Путешествие Лариной, прежде не бывавшей за границей, можно было бы счесть даже по-своему романтическим – когда бы не изрядная нервность обстановки, на фоне которой оно протекало. Переговоры о покупке архива шли чрезвычайно трудно: посредники, главным из которых был эмигрант-меньшевик Борис Николаевский, запрашивали слишком высокую цену; участники делегации постоянно созванивались с Москвой, информируя Сталина о деталях происходящего торга.
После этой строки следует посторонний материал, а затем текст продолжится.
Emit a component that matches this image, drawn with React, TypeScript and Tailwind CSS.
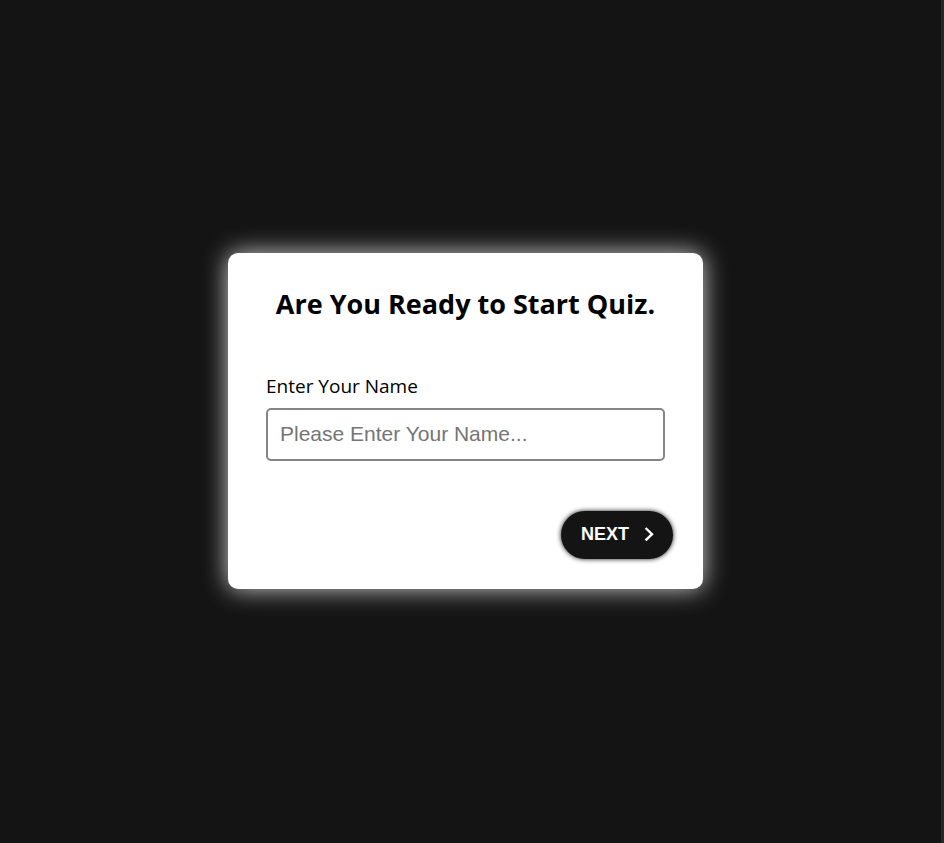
import { useState, type FormEvent } from "react";

export default function App() {
  const [name, setName] = useState("");

  const handleSubmit = (event: FormEvent) => {
    event.preventDefault();
  };

  return (
    <main className="flex min-h-screen items-center justify-center border-r-3 border-[#26252a] bg-[#141414] pr-[10px] pb-0.5 font-['Open_Sans',sans-serif] text-black">
      <form
        onSubmit={handleSubmit}
        className="flex w-full max-w-[475px] flex-col rounded-[10px] bg-white p-[30px] shadow-[0_0_25px_#cfcfcf]"
      >
        <h1 className="text-center text-[27px] leading-[42px] font-bold whitespace-nowrap">
          Are You Ready to Start Quiz.
        </h1>
        <div className="mt-12 flex flex-col gap-2 px-2">
          <label htmlFor="name" className="text-[19px] leading-[27px]">
            Enter Your Name
          </label>
          <input
            id="name"
            type="text"
            value={name}
            onChange={(event) => setName(event.target.value)}
            placeholder="Please Enter Your Name..."
            className="h-[53px] w-full rounded-[5px] border-2 border-[#858585] px-3 font-['Liberation_Sans',sans-serif] text-[21px] placeholder:text-[#757575]"
          />
        </div>
        <button
          type="submit"
          className="mt-[50px] flex h-12 items-center gap-3 self-end rounded-full bg-[#141414] pr-4 pl-5 font-['Liberation_Sans',sans-serif] text-[18px] font-bold text-white shadow-[0_0_5px_#141414]"
        >
          NEXT
          <svg
            viewBox="0 0 16 16"
            className="size-4"
            fill="none"
            stroke="currentColor"
            strokeWidth="2.4"
            aria-hidden="true"
          >
            <path d="M4.600 1 11 7.200l-6.400 6.200" />
          </svg>
        </button>
      </form>
    </main>
  );
}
Бухарин опасался провокаций, поэтому все встречи старался назначать в гостинице «Лютеция», где жили московские эмиссары, и проводить их только в присутствии коллег. Правда, он все же порой терял осторожность, вступая в незапланированные контакты – например, с экономистом Рудольфом Гильфердингом. В своих мемуарах Анна Михайловна категорически, впрочем, настаивала: за те три с небольшим недели, что она пробыла в Париже, никаких «предательских разговоров» с кем-либо ее муж не вел и вести не мог. Однако в скором времени, как любил говаривать Иосиф Виссарионович, «у партии возникло другое мнение».
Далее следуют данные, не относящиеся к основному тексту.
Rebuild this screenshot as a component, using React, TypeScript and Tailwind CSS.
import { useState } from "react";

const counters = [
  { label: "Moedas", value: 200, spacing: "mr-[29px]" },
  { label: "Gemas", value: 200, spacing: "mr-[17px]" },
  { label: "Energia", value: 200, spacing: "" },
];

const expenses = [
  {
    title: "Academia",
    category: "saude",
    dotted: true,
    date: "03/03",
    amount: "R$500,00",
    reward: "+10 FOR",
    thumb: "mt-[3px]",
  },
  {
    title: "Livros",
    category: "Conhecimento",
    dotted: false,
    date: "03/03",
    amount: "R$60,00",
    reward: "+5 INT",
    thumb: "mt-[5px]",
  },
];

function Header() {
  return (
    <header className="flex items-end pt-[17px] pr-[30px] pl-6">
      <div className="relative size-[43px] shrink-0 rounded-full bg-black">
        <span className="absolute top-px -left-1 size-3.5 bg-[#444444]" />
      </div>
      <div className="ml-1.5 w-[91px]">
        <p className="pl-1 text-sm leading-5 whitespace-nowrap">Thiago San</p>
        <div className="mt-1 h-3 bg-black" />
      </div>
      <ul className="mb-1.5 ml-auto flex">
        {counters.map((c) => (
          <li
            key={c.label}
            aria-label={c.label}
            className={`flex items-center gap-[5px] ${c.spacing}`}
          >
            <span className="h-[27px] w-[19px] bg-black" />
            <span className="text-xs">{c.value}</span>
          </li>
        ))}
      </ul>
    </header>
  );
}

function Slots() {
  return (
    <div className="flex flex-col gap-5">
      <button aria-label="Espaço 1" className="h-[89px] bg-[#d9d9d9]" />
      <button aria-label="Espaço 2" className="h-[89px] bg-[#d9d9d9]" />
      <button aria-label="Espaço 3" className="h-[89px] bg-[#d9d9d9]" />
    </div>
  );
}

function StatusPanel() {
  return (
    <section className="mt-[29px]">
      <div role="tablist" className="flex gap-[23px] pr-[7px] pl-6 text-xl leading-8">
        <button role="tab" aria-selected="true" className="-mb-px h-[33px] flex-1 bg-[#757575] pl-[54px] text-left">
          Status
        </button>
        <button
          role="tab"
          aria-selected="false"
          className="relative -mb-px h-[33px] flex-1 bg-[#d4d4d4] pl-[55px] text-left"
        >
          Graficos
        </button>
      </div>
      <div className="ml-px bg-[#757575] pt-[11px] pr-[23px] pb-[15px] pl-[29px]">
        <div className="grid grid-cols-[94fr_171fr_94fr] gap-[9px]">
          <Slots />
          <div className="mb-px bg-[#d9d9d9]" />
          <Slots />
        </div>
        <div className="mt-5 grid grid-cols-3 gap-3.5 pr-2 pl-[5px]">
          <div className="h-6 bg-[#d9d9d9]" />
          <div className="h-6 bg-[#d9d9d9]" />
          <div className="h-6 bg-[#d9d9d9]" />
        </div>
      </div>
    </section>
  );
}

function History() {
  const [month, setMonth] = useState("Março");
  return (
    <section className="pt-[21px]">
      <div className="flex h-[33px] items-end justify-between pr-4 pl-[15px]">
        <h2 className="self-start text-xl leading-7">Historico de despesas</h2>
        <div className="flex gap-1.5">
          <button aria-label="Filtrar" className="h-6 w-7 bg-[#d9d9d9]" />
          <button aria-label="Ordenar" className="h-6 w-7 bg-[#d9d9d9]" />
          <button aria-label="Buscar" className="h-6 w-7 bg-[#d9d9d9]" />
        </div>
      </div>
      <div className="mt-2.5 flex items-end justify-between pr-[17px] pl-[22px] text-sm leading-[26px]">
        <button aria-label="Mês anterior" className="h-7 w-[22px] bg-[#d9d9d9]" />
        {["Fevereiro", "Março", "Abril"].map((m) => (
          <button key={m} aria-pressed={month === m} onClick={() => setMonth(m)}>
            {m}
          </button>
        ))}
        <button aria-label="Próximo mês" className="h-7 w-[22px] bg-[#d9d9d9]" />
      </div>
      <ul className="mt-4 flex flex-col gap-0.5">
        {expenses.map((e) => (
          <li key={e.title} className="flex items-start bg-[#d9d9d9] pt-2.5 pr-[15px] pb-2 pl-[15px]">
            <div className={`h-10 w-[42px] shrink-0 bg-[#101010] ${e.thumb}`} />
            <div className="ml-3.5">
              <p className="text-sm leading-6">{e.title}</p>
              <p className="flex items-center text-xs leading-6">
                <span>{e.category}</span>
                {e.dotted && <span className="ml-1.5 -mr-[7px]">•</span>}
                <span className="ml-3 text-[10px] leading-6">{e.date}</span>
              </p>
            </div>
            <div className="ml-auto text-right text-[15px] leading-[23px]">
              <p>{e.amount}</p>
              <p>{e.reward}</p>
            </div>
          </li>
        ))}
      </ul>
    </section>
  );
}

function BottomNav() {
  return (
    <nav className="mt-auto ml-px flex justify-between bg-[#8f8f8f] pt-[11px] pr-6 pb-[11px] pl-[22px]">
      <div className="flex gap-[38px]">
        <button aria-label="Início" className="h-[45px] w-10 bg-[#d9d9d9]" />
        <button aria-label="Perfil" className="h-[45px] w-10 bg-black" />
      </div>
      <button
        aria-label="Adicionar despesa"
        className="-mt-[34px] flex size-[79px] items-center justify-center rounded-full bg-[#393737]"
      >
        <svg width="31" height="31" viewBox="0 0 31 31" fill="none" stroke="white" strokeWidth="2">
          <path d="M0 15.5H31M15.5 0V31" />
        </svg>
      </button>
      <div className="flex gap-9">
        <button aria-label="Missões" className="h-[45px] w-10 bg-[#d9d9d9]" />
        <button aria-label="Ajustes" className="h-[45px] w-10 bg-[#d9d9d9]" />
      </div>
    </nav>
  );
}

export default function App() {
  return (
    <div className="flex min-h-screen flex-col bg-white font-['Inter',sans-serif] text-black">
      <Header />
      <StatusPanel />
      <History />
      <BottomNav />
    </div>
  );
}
Вызвав жену в Париж, Бухарин старался использовать любую возможность, чтобы показать ей город и окрестности. Анне здесь понравилось, вот только портили впечатление участившиеся недомогания: то она упала в обморок в Лувре, прямо перед «Моной Лизой», то простудилась в Версале – и пришлось ее с высокой температурой госпитализировать в пригородный санаторий. Муж тогда отставил все парижские дела и несколько дней неотлучно дежурил у ее постели.
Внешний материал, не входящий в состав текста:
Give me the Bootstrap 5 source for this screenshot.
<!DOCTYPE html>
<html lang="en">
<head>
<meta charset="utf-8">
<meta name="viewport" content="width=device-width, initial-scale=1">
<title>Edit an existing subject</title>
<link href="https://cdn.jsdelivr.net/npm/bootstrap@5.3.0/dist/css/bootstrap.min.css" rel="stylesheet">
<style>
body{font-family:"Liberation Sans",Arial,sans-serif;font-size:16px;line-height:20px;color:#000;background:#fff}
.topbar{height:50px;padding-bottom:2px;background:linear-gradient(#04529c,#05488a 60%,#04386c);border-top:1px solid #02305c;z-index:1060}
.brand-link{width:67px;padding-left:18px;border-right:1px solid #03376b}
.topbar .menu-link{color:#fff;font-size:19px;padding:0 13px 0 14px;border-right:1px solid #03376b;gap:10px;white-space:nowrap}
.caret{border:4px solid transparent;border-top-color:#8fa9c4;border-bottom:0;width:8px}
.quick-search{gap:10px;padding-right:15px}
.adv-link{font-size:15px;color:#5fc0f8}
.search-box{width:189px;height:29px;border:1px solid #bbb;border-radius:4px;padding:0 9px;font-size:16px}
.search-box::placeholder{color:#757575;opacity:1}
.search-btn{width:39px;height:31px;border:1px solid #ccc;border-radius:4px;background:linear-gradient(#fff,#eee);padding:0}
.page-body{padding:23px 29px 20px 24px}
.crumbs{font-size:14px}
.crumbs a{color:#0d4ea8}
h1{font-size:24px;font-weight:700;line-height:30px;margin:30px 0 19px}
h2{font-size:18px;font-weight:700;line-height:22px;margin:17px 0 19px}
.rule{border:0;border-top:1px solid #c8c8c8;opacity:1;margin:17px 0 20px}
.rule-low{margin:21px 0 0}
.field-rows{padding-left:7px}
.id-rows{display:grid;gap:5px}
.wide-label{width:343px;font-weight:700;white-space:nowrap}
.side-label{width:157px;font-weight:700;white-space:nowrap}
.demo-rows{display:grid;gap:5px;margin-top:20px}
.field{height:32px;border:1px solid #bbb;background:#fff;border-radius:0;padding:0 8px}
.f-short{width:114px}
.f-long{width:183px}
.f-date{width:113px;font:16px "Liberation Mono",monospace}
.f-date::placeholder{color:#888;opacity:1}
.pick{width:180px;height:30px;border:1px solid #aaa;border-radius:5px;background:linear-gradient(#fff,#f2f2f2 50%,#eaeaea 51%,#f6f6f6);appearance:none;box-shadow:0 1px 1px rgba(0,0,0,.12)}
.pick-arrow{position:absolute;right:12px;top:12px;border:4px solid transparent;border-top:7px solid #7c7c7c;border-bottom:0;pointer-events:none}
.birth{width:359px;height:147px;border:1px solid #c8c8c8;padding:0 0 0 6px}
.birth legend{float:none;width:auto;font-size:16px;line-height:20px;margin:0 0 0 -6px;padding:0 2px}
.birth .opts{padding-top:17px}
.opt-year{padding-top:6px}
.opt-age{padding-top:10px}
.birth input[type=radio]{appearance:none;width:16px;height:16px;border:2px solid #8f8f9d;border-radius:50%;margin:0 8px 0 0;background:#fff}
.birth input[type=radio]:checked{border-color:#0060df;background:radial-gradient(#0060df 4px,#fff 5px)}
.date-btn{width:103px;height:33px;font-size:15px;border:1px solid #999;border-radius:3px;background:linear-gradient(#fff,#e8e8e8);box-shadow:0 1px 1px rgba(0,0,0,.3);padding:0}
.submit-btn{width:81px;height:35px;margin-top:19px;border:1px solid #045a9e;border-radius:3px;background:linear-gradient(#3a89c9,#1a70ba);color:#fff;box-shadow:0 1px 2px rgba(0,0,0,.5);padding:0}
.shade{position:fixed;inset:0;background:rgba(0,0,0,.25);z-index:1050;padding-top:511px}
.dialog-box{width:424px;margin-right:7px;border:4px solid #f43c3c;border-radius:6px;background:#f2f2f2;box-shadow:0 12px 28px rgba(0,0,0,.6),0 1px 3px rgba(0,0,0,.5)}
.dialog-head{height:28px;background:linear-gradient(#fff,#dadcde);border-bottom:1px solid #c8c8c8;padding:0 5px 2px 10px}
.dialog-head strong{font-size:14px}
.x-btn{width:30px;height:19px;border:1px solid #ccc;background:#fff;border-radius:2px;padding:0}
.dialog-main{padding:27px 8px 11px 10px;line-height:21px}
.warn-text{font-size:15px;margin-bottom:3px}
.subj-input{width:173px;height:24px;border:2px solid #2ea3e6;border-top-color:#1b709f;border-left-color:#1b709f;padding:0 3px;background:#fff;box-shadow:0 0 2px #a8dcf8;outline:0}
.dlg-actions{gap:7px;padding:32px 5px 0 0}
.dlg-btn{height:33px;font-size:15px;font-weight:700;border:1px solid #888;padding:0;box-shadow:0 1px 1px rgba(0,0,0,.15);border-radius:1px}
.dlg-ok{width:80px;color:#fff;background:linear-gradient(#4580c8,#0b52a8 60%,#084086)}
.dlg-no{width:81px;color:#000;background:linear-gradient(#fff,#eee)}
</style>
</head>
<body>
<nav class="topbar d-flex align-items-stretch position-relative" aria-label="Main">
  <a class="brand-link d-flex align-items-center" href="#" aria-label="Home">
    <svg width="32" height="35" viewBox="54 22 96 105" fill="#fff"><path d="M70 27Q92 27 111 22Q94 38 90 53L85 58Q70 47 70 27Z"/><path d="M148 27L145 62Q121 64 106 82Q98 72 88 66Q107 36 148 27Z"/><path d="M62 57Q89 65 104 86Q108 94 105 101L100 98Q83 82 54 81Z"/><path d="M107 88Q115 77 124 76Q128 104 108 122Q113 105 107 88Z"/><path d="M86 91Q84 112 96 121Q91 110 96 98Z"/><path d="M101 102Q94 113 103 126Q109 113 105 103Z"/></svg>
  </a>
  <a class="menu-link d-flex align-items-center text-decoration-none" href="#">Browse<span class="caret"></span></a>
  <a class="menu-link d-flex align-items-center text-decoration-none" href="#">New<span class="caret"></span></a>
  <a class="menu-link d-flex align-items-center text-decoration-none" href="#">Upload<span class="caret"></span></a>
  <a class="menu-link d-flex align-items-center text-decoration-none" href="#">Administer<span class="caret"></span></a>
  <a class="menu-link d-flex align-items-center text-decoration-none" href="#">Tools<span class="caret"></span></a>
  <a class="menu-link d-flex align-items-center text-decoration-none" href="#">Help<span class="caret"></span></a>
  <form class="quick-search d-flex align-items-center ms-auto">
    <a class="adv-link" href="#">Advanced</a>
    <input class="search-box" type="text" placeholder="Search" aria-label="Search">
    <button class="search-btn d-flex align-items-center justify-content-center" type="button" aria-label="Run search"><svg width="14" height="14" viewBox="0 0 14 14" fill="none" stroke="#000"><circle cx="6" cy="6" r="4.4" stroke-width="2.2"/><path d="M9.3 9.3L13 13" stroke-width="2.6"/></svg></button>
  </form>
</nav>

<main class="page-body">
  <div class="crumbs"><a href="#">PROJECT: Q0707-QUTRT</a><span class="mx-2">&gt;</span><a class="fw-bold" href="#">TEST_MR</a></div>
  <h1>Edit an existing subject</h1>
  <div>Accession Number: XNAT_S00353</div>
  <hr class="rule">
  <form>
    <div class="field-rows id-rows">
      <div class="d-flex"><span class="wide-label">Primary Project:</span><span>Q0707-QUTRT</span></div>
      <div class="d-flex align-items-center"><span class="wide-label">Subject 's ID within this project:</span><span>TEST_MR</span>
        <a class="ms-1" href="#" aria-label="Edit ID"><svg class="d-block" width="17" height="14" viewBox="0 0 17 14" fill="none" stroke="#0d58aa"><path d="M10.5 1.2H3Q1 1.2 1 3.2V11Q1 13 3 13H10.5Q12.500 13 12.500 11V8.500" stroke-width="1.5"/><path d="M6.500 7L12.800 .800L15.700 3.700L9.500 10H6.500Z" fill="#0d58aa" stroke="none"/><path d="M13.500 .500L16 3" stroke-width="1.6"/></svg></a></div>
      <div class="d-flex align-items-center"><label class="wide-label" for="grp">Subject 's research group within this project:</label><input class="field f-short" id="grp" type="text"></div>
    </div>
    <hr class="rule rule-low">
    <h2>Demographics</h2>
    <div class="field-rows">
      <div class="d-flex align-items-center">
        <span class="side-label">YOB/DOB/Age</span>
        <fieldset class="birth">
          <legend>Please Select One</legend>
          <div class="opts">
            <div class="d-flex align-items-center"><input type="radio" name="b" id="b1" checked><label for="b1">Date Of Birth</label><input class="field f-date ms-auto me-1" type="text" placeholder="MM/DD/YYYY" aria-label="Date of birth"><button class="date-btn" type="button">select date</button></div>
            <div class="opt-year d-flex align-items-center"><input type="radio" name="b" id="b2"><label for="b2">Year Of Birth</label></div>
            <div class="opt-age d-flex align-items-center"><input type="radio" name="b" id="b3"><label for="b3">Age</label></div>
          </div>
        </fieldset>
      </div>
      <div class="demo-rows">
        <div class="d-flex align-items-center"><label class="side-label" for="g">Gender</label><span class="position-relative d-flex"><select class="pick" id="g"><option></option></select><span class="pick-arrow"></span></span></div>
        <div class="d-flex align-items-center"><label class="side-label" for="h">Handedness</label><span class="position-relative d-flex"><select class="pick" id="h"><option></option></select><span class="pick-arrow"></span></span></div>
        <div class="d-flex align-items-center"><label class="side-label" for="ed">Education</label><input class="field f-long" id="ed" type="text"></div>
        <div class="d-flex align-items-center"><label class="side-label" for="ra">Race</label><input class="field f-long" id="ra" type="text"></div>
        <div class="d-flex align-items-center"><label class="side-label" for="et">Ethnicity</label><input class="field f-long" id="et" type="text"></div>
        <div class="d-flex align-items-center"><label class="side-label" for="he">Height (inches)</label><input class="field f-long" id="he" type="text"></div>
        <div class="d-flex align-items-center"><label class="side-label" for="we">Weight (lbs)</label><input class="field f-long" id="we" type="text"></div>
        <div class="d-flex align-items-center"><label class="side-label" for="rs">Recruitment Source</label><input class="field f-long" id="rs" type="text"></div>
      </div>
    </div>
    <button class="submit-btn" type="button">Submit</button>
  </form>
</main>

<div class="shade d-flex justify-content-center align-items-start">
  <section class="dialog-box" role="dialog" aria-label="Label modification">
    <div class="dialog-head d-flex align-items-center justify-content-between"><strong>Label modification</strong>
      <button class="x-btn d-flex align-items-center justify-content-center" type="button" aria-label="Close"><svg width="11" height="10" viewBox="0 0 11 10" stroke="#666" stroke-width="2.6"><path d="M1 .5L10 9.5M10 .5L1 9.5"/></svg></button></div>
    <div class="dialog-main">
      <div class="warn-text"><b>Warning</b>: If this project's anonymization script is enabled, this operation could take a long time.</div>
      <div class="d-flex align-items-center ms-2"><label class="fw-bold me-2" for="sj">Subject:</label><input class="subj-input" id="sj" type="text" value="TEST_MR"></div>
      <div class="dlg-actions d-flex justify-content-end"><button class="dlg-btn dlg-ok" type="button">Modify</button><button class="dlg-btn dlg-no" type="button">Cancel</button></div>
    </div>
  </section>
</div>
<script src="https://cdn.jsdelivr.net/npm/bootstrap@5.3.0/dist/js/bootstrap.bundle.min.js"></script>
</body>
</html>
Много позже в семье утвердилась легенда (больше похожая на поверье: надежных подтверждений этой гипотезы никогда не возникало), что Сталин, отправляя Бухарина за границу, да еще вместе с беременной женой, втайне надеялся, что тот окажется «невозвращенцем». Дескать, подобный сценарий был бы вождю очень даже на руку: предательство экс-лидера «правой оппозиции» налицо, так что можно уверенно и с полным основанием уничтожать его былых союзников. Ни спорить с такой версией, ни подыскивать аргументы в ее пользу мы не возьмемся. Если и существовал подобный «план А», то он не сработал: семья Бухариных в полном составе вернулась в Москву накануне майских праздников 1936-го. И через неделю с небольшим этот состав расширился. На свет появился младенец, которого назвали Юрием – в честь приемного отца Анны Лариной (напомним, имя «Юрий» было его партийным псевдонимом), к тому времени уже умершего и захороненного у кремлевской стены.
А в отношении Бухарина вскоре был запущен «план Б», говоря опять же условно. В любом случае действие разыгрывалось как по нотам. Свое место в «партитуре» нашлось и обстоятельствам той заграничной командировки… Достоверно известно, что из Парижа комиссия была отозвана телеграммой от имени Политбюро – весьма недвусмысленного содержания: «Десять миллионов франков считаем крайней ценой на архив, считая и оплату посредников. Не можем добавить ни одной копейки. Кончайте поскорее сделку на этой базе либо прекратите переговоры и выезжайте в Москву немедля все четверо». Сделка так и не состоялась, эмиссары отбыли на родину. В конце концов, два года спустя архив Маркса – Энгельса, имевший для большевиков скорее символическое значение, как своего рода «чаша Грааля», у немецких социал-демократов приобрел Международный институт социальной истории, незадолго до того основанный в Амстердаме. Итак, порученную миссию исполнить не удалось, но формальных претензий к Бухарину поначалу не возникало.